Job:
Produce an exact copy of all the data below, dropping every image.

Supplied material:
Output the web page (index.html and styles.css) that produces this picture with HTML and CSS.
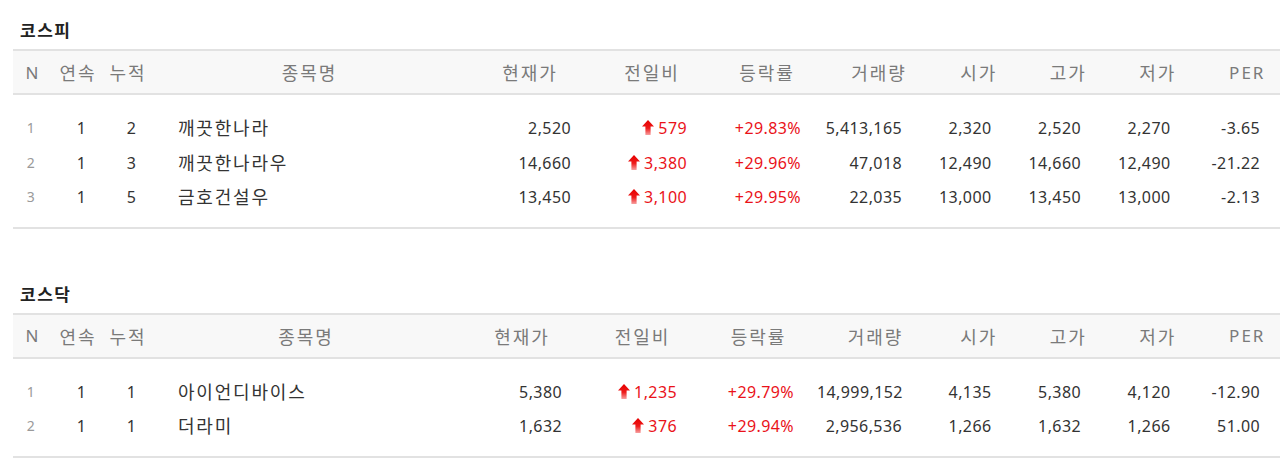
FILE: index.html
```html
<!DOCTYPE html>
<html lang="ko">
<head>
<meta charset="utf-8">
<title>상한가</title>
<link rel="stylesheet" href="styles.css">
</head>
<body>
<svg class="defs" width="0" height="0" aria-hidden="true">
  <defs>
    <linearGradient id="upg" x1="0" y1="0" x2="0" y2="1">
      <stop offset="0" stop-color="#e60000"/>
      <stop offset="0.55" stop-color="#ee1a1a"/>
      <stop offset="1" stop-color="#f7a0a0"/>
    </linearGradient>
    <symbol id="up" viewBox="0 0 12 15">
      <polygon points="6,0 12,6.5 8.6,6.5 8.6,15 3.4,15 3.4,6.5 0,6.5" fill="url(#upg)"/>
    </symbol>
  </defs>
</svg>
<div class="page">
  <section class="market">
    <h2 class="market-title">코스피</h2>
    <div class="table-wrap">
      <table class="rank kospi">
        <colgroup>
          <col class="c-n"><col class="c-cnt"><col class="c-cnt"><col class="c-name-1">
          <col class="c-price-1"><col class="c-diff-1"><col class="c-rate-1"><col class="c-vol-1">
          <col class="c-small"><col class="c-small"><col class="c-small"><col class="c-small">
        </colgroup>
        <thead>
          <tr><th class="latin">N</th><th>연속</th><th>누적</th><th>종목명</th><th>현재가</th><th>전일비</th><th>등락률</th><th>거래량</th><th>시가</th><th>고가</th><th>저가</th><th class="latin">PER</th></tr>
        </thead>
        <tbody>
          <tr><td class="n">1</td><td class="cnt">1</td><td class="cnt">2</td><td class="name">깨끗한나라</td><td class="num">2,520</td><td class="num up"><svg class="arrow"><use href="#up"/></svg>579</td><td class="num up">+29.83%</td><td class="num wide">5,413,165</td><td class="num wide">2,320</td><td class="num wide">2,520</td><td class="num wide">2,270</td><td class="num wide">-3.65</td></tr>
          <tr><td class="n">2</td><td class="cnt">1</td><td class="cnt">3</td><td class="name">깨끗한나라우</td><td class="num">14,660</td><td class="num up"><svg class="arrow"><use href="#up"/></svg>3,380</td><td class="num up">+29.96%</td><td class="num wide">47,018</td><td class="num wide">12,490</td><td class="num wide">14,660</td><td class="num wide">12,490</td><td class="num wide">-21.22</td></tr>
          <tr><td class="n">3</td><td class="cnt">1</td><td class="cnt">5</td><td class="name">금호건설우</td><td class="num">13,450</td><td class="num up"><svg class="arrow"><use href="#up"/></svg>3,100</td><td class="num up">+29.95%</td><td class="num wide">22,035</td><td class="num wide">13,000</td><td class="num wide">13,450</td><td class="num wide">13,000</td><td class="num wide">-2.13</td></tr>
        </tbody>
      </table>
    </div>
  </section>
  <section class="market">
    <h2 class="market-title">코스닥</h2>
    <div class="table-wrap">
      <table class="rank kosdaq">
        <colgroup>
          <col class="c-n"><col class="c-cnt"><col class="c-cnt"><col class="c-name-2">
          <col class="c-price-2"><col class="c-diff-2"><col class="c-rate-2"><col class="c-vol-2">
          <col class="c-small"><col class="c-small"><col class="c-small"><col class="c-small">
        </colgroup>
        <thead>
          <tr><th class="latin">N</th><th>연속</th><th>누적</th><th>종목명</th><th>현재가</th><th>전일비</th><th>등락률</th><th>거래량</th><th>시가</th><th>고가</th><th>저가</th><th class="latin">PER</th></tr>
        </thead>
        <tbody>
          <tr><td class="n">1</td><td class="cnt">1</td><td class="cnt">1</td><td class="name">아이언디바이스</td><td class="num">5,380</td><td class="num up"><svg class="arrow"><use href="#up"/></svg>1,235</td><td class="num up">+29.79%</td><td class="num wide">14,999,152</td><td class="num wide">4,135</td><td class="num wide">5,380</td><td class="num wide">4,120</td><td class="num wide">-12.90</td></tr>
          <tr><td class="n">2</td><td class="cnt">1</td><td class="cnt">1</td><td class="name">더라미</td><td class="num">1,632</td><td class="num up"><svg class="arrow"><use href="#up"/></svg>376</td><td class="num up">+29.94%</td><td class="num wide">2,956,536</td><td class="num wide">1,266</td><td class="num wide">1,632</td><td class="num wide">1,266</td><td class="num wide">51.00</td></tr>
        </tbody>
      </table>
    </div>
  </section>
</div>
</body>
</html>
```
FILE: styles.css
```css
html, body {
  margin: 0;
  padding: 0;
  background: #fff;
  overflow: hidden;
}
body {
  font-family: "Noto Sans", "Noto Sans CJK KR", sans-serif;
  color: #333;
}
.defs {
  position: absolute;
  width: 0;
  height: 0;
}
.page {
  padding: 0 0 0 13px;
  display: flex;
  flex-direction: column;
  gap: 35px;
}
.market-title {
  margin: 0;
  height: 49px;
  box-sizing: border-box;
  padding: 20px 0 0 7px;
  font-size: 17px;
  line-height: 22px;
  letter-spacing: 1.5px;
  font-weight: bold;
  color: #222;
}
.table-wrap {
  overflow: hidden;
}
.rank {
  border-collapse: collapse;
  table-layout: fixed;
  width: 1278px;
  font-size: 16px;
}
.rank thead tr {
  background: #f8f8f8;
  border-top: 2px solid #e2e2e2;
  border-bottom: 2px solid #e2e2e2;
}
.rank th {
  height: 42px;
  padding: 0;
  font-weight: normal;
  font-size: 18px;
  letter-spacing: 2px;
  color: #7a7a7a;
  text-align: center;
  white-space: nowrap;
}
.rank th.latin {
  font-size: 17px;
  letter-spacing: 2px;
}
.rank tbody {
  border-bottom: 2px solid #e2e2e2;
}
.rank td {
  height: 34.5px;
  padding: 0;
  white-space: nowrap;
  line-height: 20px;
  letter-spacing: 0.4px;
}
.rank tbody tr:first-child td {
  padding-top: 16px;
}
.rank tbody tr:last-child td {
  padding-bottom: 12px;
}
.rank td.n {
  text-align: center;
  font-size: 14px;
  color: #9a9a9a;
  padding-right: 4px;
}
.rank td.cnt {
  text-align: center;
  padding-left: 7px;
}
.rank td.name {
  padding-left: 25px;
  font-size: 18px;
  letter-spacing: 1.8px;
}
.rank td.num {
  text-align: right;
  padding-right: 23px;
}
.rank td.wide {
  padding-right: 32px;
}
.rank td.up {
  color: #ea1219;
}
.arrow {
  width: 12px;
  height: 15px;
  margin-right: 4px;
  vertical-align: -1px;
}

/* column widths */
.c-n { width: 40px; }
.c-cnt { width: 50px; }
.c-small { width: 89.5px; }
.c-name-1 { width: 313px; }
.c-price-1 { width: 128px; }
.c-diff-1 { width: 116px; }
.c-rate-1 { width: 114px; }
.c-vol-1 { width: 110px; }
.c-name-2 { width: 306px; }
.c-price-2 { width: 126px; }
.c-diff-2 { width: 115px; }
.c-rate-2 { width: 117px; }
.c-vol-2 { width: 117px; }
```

The reply:
Output the web page (index.html and styles.css) that produces this picture with HTML and CSS.
FILE: index.html
```html
<!DOCTYPE html>
<html lang="ko">
<head>
<meta charset="utf-8">
<title>상한가</title>
<link rel="stylesheet" href="styles.css">
</head>
<body>
<svg class="defs" width="0" height="0" aria-hidden="true">
  <defs>
    <linearGradient id="upg" x1="0" y1="0" x2="0" y2="1">
      <stop offset="0" stop-color="#e60000"/>
      <stop offset="0.55" stop-color="#ee1a1a"/>
      <stop offset="1" stop-color="#f7a0a0"/>
    </linearGradient>
    <symbol id="up" viewBox="0 0 12 15">
      <polygon points="6,0 12,6.5 8.6,6.5 8.6,15 3.4,15 3.4,6.5 0,6.5" fill="url(#upg)"/>
    </symbol>
  </defs>
</svg>
<div class="page">
  <section class="market">
    <h2 class="market-title">코스피</h2>
    <div class="table-wrap">
      <table class="rank kospi">
        <colgroup>
          <col class="c-n"><col class="c-cnt"><col class="c-cnt"><col class="c-name-1">
          <col class="c-price-1"><col class="c-diff-1"><col class="c-rate-1"><col class="c-vol-1">
          <col class="c-small"><col class="c-small"><col class="c-small"><col class="c-small">
        </colgroup>
        <thead>
          <tr><th class="latin">N</th><th>연속</th><th>누적</th><th>종목명</th><th>현재가</th><th>전일비</th><th>등락률</th><th>거래량</th><th>시가</th><th>고가</th><th>저가</th><th class="latin">PER</th></tr>
        </thead>
        <tbody>
          <tr><td class="n">1</td><td class="cnt">1</td><td class="cnt">2</td><td class="name">깨끗한나라</td><td class="num">2,520</td><td class="num up"><svg class="arrow"><use href="#up"/></svg>579</td><td class="num up">+29.83%</td><td class="num wide">5,413,165</td><td class="num wide">2,320</td><td class="num wide">2,520</td><td class="num wide">2,270</td><td class="num wide">-3.65</td></tr>
          <tr><td class="n">2</td><td class="cnt">1</td><td class="cnt">3</td><td class="name">깨끗한나라우</td><td class="num">14,660</td><td class="num up"><svg class="arrow"><use href="#up"/></svg>3,380</td><td class="num up">+29.96%</td><td class="num wide">47,018</td><td class="num wide">12,490</td><td class="num wide">14,660</td><td class="num wide">12,490</td><td class="num wide">-21.22</td></tr>
          <tr><td class="n">3</td><td class="cnt">1</td><td class="cnt">5</td><td class="name">금호건설우</td><td class="num">13,450</td><td class="num up"><svg class="arrow"><use href="#up"/></svg>3,100</td><td class="num up">+29.95%</td><td class="num wide">22,035</td><td class="num wide">13,000</td><td class="num wide">13,450</td><td class="num wide">13,000</td><td class="num wide">-2.13</td></tr>
        </tbody>
      </table>
    </div>
  </section>
  <section class="market">
    <h2 class="market-title">코스닥</h2>
    <div class="table-wrap">
      <table class="rank kosdaq">
        <colgroup>
          <col class="c-n"><col class="c-cnt"><col class="c-cnt"><col class="c-name-2">
          <col class="c-price-2"><col class="c-diff-2"><col class="c-rate-2"><col class="c-vol-2">
          <col class="c-small"><col class="c-small"><col class="c-small"><col class="c-small">
        </colgroup>
        <thead>
          <tr><th class="latin">N</th><th>연속</th><th>누적</th><th>종목명</th><th>현재가</th><th>전일비</th><th>등락률</th><th>거래량</th><th>시가</th><th>고가</th><th>저가</th><th class="latin">PER</th></tr>
        </thead>
        <tbody>
          <tr><td class="n">1</td><td class="cnt">1</td><td class="cnt">1</td><td class="name">아이언디바이스</td><td class="num">5,380</td><td class="num up"><svg class="arrow"><use href="#up"/></svg>1,235</td><td class="num up">+29.79%</td><td class="num wide">14,999,152</td><td class="num wide">4,135</td><td class="num wide">5,380</td><td class="num wide">4,120</td><td class="num wide">-12.90</td></tr>
          <tr><td class="n">2</td><td class="cnt">1</td><td class="cnt">1</td><td class="name">더라미</td><td class="num">1,632</td><td class="num up"><svg class="arrow"><use href="#up"/></svg>376</td><td class="num up">+29.94%</td><td class="num wide">2,956,536</td><td class="num wide">1,266</td><td class="num wide">1,632</td><td class="num wide">1,266</td><td class="num wide">51.00</td></tr>
        </tbody>
      </table>
    </div>
  </section>
</div>
</body>
</html>
```
FILE: styles.css
```css
html, body {
  margin: 0;
  padding: 0;
  background: #fff;
  overflow: hidden;
}
body {
  font-family: "Noto Sans", "Noto Sans CJK KR", sans-serif;
  color: #333;
}
.defs {
  position: absolute;
  width: 0;
  height: 0;
}
.page {
  padding: 0 0 0 13px;
  display: flex;
  flex-direction: column;
  gap: 35px;
}
.market-title {
  margin: 0;
  height: 49px;
  box-sizing: border-box;
  padding: 20px 0 0 7px;
  font-size: 17px;
  line-height: 22px;
  letter-spacing: 1.5px;
  font-weight: bold;
  color: #222;
}
.table-wrap {
  overflow: hidden;
}
.rank {
  border-collapse: collapse;
  table-layout: fixed;
  width: 1278px;
  font-size: 16px;
}
.rank thead tr {
  background: #f8f8f8;
  border-top: 2px solid #e2e2e2;
  border-bottom: 2px solid #e2e2e2;
}
.rank th {
  height: 42px;
  padding: 0;
  font-weight: normal;
  font-size: 18px;
  letter-spacing: 2px;
  color: #7a7a7a;
  text-align: center;
  white-space: nowrap;
}
.rank th.latin {
  font-size: 17px;
  letter-spacing: 2px;
}
.rank tbody {
  border-bottom: 2px solid #e2e2e2;
}
.rank td {
  height: 34.5px;
  padding: 0;
  white-space: nowrap;
  line-height: 20px;
  letter-spacing: 0.4px;
}
.rank tbody tr:first-child td {
  padding-top: 16px;
}
.rank tbody tr:last-child td {
  padding-bottom: 12px;
}
.rank td.n {
  text-align: center;
  font-size: 14px;
  color: #9a9a9a;
  padding-right: 4px;
}
.rank td.cnt {
  text-align: center;
  padding-left: 7px;
}
.rank td.name {
  padding-left: 25px;
  font-size: 18px;
  letter-spacing: 1.8px;
}
.rank td.num {
  text-align: right;
  padding-right: 23px;
}
.rank td.wide {
  padding-right: 32px;
}
.rank td.up {
  color: #ea1219;
}
.arrow {
  width: 12px;
  height: 15px;
  margin-right: 4px;
  vertical-align: -1px;
}

/* column widths */
.c-n { width: 40px; }
.c-cnt { width: 50px; }
.c-small { width: 89.5px; }
.c-name-1 { width: 313px; }
.c-price-1 { width: 128px; }
.c-diff-1 { width: 116px; }
.c-rate-1 { width: 114px; }
.c-vol-1 { width: 110px; }
.c-name-2 { width: 306px; }
.c-price-2 { width: 126px; }
.c-diff-2 { width: 115px; }
.c-rate-2 { width: 117px; }
.c-vol-2 { width: 117px; }
```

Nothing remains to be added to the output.